Chinese people in Ethiopia

Total population
- 80,000-120,000 (2014-2016)

Regions with significant populations
- Addis Ababa, Hawassa, Dire Dawa, Harar, Jijiga and Mekelle

Languages
- Mandarin, Amharic, English, other Languages of Ethiopia.

Religion
- Irreligion, Buddhism.

Related ethnic groups
- Overseas Chinese

= Chinese people in Ethiopia =

The number of Chinese residents in Ethiopia has risen considerably since the turn of the millennium.

==Integration and community==
Figures provided by different sources from the Chinese embassy in Addis Ababa show a wide variance in population estimates. According to an article in the academic journal World Development, a Chinese diplomat in Ethiopia interviewed in December 2014 stated there were 20,000 Chinese while in contrast the Chinese ambassador in Addis Ababa stated there were 60,000 Chinese in a January 2016 public interview.
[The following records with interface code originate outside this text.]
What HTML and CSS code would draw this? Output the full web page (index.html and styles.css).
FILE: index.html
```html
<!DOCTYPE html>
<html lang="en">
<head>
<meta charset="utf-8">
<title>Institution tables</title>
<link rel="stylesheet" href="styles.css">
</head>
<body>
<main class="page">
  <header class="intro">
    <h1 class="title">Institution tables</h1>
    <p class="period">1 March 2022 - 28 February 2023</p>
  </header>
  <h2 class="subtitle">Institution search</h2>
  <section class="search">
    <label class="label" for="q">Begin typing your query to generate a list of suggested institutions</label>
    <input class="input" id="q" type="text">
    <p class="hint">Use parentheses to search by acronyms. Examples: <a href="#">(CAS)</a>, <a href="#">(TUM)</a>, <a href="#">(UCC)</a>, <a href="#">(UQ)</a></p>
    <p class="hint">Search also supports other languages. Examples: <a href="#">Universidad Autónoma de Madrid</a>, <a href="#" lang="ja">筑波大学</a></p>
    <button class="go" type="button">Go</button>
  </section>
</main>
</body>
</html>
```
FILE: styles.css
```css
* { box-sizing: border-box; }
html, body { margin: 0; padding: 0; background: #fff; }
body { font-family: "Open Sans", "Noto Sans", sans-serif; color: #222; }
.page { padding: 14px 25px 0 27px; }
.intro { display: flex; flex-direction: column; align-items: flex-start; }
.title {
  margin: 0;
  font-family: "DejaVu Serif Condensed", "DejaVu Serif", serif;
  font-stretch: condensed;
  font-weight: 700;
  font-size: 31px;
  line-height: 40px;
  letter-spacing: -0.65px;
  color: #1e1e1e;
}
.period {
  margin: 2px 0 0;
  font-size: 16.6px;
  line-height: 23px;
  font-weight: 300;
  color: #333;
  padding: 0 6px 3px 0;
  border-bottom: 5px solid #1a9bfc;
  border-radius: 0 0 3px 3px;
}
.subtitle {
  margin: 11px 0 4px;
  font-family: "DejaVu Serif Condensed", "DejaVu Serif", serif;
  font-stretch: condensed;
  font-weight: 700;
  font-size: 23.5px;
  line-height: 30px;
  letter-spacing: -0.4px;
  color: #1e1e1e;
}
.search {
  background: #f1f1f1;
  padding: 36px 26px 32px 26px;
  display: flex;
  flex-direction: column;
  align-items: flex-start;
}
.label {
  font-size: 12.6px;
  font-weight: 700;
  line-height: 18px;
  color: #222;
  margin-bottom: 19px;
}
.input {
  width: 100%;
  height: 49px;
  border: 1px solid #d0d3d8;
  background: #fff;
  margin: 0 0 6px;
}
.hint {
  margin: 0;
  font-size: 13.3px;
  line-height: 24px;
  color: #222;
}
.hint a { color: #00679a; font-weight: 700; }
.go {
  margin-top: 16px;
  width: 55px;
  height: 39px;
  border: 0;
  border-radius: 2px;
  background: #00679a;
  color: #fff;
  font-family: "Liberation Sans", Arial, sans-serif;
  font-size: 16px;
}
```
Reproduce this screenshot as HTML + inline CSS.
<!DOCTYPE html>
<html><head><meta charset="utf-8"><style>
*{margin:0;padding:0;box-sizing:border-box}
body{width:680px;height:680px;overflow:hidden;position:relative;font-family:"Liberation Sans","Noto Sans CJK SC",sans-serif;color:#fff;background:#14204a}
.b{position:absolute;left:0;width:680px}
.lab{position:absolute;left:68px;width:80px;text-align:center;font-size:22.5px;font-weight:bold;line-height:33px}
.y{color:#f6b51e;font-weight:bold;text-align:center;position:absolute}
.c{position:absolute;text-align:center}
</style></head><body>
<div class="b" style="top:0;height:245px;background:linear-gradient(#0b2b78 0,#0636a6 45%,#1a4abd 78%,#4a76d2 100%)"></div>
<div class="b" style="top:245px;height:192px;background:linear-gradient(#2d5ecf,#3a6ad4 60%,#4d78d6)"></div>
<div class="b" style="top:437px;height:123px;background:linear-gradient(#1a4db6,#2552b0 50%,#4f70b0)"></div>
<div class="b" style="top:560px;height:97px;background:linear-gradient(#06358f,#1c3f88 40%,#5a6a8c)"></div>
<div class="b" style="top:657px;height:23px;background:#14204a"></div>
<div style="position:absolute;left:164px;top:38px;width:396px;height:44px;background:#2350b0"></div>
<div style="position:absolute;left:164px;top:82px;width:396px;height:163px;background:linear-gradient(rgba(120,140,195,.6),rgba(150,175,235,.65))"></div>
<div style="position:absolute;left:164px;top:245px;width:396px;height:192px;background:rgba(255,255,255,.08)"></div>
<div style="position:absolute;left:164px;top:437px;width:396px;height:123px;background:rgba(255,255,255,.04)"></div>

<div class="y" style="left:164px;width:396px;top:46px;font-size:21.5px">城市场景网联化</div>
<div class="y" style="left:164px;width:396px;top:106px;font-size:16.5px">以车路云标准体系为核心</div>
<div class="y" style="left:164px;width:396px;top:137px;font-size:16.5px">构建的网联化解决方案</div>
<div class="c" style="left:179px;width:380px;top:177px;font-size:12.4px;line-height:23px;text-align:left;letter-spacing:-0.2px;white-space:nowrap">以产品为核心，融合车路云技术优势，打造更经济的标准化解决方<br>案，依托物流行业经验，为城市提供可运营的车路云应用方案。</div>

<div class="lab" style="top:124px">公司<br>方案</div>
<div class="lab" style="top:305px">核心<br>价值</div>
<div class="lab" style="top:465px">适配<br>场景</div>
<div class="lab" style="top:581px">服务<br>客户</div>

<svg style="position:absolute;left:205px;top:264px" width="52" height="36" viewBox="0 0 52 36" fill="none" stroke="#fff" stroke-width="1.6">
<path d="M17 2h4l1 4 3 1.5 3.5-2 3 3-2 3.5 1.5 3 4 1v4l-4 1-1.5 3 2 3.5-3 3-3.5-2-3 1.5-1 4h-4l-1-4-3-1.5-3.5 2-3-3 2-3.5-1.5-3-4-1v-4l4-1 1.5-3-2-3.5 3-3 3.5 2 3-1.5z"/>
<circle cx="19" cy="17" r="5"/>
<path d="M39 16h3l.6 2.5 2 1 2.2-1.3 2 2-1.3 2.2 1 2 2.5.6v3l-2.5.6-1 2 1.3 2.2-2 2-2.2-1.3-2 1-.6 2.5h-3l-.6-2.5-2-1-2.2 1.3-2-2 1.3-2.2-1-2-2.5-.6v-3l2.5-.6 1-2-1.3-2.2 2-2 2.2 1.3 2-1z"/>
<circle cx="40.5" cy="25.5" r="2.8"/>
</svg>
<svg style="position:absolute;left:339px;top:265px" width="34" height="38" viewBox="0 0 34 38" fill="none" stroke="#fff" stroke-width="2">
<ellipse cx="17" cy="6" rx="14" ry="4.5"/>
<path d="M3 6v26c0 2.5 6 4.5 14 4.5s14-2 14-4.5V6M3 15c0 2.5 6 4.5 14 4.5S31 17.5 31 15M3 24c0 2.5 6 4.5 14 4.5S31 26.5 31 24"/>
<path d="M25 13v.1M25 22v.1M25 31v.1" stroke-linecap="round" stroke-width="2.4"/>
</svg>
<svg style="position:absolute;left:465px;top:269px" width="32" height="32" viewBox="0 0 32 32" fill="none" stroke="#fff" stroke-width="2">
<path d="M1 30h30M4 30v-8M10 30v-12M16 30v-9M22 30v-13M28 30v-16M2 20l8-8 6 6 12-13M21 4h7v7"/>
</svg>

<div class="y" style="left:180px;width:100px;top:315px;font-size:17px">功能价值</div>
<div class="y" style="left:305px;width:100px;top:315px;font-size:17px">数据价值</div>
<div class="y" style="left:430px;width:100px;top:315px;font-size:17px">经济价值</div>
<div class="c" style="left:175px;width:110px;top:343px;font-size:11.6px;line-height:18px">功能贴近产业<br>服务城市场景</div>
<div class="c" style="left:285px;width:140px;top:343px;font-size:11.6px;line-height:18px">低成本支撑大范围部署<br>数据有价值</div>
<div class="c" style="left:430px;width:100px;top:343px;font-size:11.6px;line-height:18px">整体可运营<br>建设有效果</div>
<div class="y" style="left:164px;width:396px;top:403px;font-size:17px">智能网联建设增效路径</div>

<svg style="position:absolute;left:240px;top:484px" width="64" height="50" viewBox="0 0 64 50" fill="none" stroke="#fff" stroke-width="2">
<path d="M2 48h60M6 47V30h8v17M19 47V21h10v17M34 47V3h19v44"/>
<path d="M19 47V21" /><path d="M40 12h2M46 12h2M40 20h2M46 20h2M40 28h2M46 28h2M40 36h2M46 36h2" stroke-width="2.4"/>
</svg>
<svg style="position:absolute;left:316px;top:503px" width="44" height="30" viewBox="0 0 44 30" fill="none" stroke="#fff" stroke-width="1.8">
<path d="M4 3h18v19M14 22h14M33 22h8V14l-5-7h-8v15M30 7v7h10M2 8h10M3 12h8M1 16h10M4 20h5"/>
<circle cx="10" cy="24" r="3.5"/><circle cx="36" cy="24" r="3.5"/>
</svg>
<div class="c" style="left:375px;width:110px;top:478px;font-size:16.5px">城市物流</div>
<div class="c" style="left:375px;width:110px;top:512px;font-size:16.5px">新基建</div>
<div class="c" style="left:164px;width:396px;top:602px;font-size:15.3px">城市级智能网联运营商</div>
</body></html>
The community is largely involved in commerce with some working in telecom or railway construction and others owning businesses. The Chinese ambassador La Yifan credited the Chinese community with creating one million local jobs.

Also in 2007, the first 300 volunteers selected from among 10,000 applicants to a new Chinese government programme arrived in Ethiopia, Seychelles, and Zimbabwe. They would perform a variety of work including teaching Chinese, introducing hospital staff to traditional Chinese medicine, and aiding in poultry farming.

Like in many African countries, the Chinese are seen as keeping to themselves. In 2007, another New York Times report by Howard French on Chinese in Ethiopia noted the "clannish" social interaction of Chinese by citing a communal compound of 200 Chinese workers for Road and Bridge Construction (a Chinese construction company) who ate Chinese food, got health care from a Chinese doctor, and did not interact with outsiders.

==Abole raid==
A landmark incident in Chinese perceptions of Ethiopia was the 2007 Abole oil field raid in which 74 workers including 9 from China were killed. The rebels in the attack claimed that the target was the Ethiopian military and the Chinese were killed in explosions during the fighting. Howard French of The New York Times called the incident part of the learning curve for Chinese in understanding the risks of interaction in Africa but not a setback that would deter the Chinese from realizing that Africa would be "the stage where China's image as a global actor of the first rank will be forged."

==Organisations==
The Chinese Chamber of Commerce in Ethiopia (埃塞俄比亚中国商会) was established in April 2008 in Addis Ababa.